Mayo clinic is one of the great medical organizations of our times. It's reputation is justly earned and is one of commitment to research and patient care. Of course, lofty goals and accomplishments notwithstanding, it was founded by mere mortals. Specifically by a British emigrant, William Worrell Mayo, and his two sons, William and Charles.
Mayo senior came to Rochester Minnesota when it was still a rough hewn new town. He met with early success and purchased a farm parcel south west of town on which was built an estate later known as "Mayowood". The original farm was adjacent to the later mansion, and the former was eventually sold off and developed as a wedding venue. Be patient, the wedding is about to start.
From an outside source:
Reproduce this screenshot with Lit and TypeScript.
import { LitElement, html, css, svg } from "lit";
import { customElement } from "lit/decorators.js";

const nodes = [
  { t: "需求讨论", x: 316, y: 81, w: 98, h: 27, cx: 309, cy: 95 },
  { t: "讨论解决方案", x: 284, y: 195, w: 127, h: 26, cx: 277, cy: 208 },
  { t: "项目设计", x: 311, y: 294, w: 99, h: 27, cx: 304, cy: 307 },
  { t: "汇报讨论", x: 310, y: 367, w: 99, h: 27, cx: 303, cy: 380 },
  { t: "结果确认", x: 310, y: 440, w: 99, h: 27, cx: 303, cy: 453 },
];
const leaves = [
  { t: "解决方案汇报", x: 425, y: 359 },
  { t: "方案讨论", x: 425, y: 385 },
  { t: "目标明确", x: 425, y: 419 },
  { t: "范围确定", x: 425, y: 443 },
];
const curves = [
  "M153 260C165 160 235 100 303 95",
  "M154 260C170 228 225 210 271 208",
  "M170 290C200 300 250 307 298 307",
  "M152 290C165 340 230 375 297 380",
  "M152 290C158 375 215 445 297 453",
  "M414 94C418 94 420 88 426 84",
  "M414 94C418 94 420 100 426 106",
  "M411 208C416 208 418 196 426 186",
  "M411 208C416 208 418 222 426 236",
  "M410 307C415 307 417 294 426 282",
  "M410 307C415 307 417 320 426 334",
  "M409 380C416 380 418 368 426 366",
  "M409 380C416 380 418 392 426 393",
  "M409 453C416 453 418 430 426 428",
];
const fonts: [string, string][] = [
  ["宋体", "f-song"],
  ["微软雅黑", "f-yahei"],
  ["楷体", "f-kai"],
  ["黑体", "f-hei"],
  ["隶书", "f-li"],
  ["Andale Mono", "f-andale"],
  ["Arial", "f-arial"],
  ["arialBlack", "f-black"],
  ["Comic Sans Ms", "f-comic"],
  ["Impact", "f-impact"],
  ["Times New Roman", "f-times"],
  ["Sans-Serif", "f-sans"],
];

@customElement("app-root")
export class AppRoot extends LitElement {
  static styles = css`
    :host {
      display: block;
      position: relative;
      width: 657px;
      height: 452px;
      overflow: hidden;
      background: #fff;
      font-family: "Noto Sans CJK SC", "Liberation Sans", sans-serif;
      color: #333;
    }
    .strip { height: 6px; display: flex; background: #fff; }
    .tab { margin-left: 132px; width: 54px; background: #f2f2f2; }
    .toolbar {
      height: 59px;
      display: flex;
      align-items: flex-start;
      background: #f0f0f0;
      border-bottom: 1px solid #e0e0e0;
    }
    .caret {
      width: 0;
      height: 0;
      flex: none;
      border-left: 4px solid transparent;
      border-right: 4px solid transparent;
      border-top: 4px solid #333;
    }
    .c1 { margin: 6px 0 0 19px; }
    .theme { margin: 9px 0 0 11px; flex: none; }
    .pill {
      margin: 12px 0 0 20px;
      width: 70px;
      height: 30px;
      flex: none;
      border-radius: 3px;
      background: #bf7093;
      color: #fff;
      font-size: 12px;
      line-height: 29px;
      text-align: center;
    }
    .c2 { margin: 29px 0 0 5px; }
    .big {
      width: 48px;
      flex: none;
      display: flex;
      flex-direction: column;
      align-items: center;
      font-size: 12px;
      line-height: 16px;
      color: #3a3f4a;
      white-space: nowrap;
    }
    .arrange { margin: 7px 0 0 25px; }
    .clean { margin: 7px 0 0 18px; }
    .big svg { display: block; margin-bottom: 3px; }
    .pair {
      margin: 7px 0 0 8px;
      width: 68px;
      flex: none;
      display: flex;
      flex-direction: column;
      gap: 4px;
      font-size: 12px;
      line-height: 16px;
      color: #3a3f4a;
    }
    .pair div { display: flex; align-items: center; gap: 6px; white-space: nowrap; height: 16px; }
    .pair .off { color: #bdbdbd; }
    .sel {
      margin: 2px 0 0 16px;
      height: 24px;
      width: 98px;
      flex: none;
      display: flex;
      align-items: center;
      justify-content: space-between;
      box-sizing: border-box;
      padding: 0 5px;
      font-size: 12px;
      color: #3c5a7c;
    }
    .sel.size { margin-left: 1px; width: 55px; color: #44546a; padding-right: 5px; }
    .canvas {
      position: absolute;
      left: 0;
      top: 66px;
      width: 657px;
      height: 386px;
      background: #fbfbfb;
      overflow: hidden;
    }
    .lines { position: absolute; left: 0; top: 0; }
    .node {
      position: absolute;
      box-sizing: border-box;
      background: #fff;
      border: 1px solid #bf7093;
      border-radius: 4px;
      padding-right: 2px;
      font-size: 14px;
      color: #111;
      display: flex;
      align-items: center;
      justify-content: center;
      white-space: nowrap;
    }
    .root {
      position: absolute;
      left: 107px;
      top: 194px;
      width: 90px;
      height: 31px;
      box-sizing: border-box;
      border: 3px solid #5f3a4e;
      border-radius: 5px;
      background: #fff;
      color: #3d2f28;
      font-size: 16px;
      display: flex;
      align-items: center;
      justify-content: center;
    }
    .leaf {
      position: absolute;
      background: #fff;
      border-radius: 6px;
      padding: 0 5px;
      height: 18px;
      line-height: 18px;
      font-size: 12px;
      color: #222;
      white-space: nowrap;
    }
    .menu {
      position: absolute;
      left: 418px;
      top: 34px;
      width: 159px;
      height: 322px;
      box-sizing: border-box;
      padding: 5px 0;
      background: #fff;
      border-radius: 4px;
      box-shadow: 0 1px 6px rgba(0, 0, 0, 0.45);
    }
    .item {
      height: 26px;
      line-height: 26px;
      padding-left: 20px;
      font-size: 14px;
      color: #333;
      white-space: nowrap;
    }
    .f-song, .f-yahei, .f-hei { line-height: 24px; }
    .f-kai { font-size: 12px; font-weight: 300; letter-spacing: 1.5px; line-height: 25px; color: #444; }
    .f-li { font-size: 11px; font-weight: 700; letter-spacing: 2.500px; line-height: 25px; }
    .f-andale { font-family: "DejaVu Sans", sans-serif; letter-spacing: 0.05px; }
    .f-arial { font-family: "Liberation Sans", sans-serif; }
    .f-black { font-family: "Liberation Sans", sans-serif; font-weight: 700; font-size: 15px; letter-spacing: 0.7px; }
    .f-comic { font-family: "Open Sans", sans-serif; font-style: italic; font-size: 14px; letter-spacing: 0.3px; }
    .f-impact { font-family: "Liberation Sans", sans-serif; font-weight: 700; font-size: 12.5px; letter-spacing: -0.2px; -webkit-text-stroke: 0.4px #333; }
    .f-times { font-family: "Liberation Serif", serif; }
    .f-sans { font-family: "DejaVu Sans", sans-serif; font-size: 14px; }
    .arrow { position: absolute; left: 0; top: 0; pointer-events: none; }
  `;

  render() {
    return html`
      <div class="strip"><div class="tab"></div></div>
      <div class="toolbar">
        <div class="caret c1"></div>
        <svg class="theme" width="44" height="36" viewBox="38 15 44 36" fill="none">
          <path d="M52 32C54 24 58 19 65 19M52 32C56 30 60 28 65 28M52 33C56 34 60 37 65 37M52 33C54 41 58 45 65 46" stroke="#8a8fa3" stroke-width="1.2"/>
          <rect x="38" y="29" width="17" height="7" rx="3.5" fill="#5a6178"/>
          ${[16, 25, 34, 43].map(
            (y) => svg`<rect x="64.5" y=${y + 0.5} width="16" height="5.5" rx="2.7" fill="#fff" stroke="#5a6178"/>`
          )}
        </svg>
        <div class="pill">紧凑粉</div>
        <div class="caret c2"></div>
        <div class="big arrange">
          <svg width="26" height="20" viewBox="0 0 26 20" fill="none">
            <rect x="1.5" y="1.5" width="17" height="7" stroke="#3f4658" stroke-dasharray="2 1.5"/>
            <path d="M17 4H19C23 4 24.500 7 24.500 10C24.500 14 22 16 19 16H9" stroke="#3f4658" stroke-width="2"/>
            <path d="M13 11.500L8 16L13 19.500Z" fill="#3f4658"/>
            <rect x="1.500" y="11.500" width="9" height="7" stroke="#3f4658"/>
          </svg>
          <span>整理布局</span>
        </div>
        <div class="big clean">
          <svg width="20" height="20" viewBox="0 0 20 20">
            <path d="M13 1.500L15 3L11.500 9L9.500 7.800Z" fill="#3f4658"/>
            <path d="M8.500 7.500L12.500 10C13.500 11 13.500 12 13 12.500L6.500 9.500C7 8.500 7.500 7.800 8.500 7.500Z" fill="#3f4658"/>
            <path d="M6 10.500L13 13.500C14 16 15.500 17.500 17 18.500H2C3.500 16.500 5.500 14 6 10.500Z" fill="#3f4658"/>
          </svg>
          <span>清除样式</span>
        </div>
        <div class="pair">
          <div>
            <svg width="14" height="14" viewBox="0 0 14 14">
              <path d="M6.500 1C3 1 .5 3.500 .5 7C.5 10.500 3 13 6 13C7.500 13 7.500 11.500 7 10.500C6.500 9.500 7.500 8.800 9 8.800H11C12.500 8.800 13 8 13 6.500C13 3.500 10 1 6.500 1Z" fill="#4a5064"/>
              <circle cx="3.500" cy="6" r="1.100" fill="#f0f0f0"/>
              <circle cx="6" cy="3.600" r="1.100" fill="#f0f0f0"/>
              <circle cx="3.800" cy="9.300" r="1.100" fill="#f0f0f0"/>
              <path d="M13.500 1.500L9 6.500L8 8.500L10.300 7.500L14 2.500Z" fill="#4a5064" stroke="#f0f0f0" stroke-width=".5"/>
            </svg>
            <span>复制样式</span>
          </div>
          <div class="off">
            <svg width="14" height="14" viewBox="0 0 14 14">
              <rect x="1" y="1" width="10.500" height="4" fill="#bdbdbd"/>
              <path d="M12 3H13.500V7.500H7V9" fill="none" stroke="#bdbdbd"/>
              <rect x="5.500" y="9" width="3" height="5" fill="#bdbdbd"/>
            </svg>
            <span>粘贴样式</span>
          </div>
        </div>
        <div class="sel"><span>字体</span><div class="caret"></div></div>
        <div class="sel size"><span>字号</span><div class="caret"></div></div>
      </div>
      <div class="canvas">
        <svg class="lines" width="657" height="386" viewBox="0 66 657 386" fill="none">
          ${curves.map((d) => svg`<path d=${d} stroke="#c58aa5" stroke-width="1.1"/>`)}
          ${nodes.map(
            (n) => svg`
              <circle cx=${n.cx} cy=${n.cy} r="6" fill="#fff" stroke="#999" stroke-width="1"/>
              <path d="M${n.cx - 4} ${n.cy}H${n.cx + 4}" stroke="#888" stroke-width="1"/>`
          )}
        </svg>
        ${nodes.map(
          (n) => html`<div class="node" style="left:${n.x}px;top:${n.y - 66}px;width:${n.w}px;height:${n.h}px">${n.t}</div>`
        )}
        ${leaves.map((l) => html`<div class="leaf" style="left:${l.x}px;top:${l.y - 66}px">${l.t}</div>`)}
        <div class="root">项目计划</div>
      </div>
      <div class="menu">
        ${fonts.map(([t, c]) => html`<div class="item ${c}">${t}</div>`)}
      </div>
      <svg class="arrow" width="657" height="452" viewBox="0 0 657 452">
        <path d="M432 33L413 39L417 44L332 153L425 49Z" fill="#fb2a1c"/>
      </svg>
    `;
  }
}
We were bemused to hear the processional music for the Bride. It was not the traditional fare, but rather "Beauty and the Beast". This Disney selection made a little more sense later, when in a toast her father alluded to annual visits to Disney World and to a serious interest in the Disneyverse. The Groom of course was no beast, he is almost as good looking a young person as his new wife, but this sort of play on words is fairly common I guess.
As we were waiting for dinner to be served somebody mentioned that there was a Trophy Room we could visit. Would we be interested? Oh, yes, very much so. I do like me some taxidermy. Here is what we saw, tucked into an upper room of the old barn...
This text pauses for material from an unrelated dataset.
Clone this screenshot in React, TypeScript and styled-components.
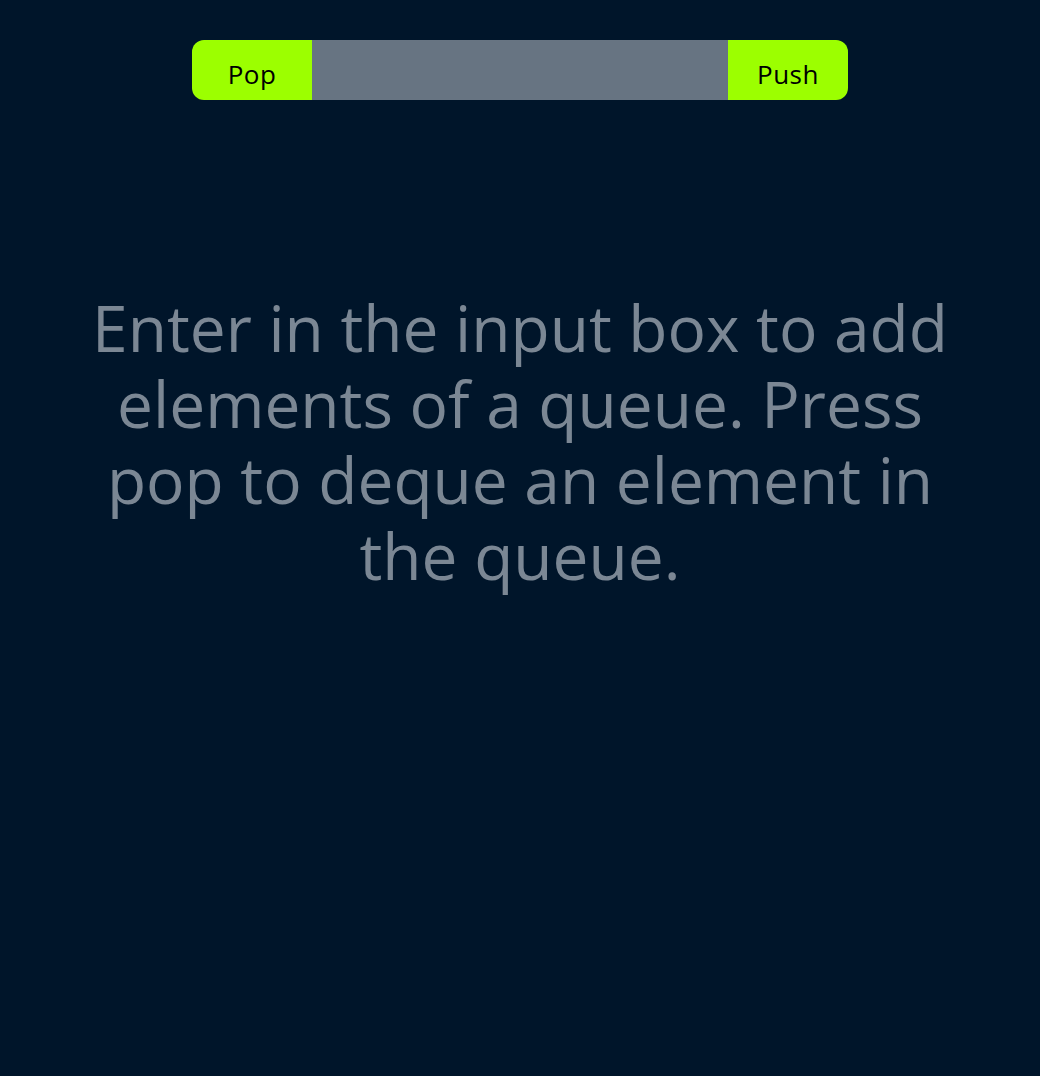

You could get snout to snout with a water buffalo.
Be a witness to the Crucifixion of Rocky the Squirrel.
Boy, not many big game hunters go in for rodents, even the Capybara, largest species of same on earth.
A distinguished hyena.
Even in a tall barn you can't fit an entire giraffe. Sorry to say, just his neck here, reaching in futility towards an equally dead branch.
I'm thinking when wedding parties use this room some critters are more popular than others for "selfies". Wild boar for the grooms, bevy of graceful antelopes - and parts of same - for the bridesmaids.
It really is quite a collection and I did not know what to make of it.
The venue played up the Mayo connection, as well they might. In Rochester it is a big deal to have a house associated in some fashion with The Mayos or one of the other early physicians of The Clinic. Years ago, when I was occasionally mistaken for being of importance, I was at a conference in Rochester and was invited that evening to a cocktail party at MayoWood, the actual Estate. The folks we were staying with - both Mayo employees - were stunned. This is kind of like visiting Rome and getting an engraved invitation to hang out by the pool with The Pope. "Hey, come on over if you have time. Beer? Sure, right over there. Just take one out of that cooler with the Papal Seal on it."
My wife and I actually found it a rather dull affair. She was quite pregnant and unable in that crowd to even consider having a sip of what was some rather nice wine.
So the Mayos and their clinic are taken very seriously, especially by themselves. Those of us who work for other organizations are allowed to refer to it as the WFMC (World Famous Mayo Clinic) but for those inside the collective no levity or whimsy is permitted.
So, were the Brothers Mayo and/or their old Imperialist British pater secret Big Game Hunters? I did find a few references to them going on the occasional grouse hunt, and the lads growing up had the usual interest in flora, fauna and natural history...
But no. They were working most of the time, a bane of physicians that has not changed over the years. The wonders of the Trophy Room are instead a private collection that was parked there after the property was acquired from the Mayo Foundation.
A good use of a nice space, and some great photo ops for Beauties and Beasts.